On Friday, the National Highway Traffic Safety Administration (NHTSA) said it will review a petition to examine 500,000 Tesla vehicles over a number of complaints about sudden vehicle acceleration.
The federal agency said it will look at the petition after having received 127 reports involving 123 unique Tesla vehicles. Out of 127 reports, 110 involve 52 injuries due to the sudden acceleration issue.
“[The petition] alleges that the subject vehicles contain a defect that can cause sudden unintended acceleration, which may result in crash and injury,” said the agency.
According to reports, a large number of Tesla vehicles sped up when drivers were parking their cars, or when using their vehicle’s driver assistance system in traffic.
On January 17, NHTSA published an edited version of the petition, according to which “Tesla vehicles experience unintended acceleration at rates far exceeding other cars on the roads” and urged “to recall all Model S, Model X and Model 3 vehicles produced from 2013 to the present”.
One of the reports described a situation where a 2015 Tesla Model S 85D in California was closed and locked when suddenly “a few moments later the vehicle started accelerating forward towards the street and crashed into a parked car.”

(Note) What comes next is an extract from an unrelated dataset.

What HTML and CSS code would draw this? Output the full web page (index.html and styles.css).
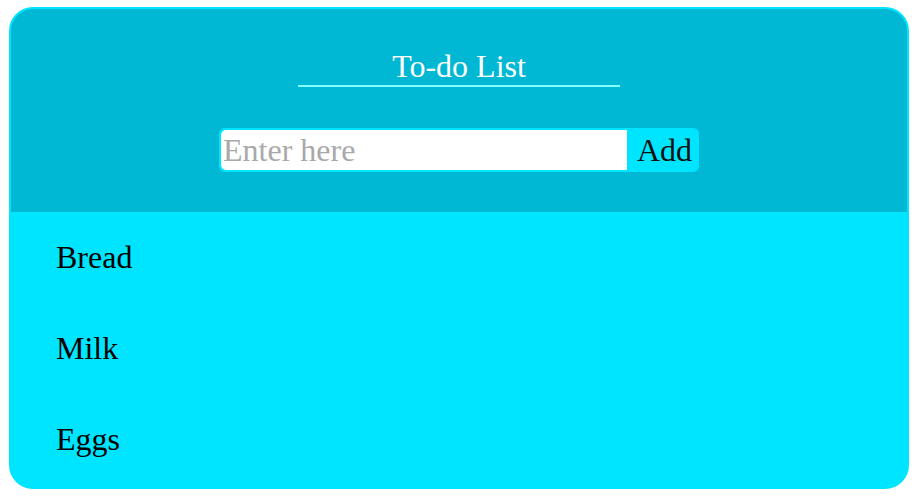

Another driver in Avondale said he was parking his vehicle at an elementary school when it sped up on its own and “went over a curb and into a chain-link fence”.
A few months ago, the NHTSA said it was looking into whether the carmaker should have recalled 2,000 of its electric vehicles in May instead of rolling out a new software version to fix a flaw which could have caused battery fires in Model S and Model X, which were produced between 2012 and 2019.
The agency said last week that it was investigating the Dec. 29 accident with the Tesla Model 3 that resulted in passenger’s death after the vehicle smashed into a parked fire truck in Indiana.
The National Transportation Safety Board will have a meeting on February 25 to look into the potential cause of the 2018 fatal crash of a Tesla Model X where the driver was using Autopilot at the time of the accident.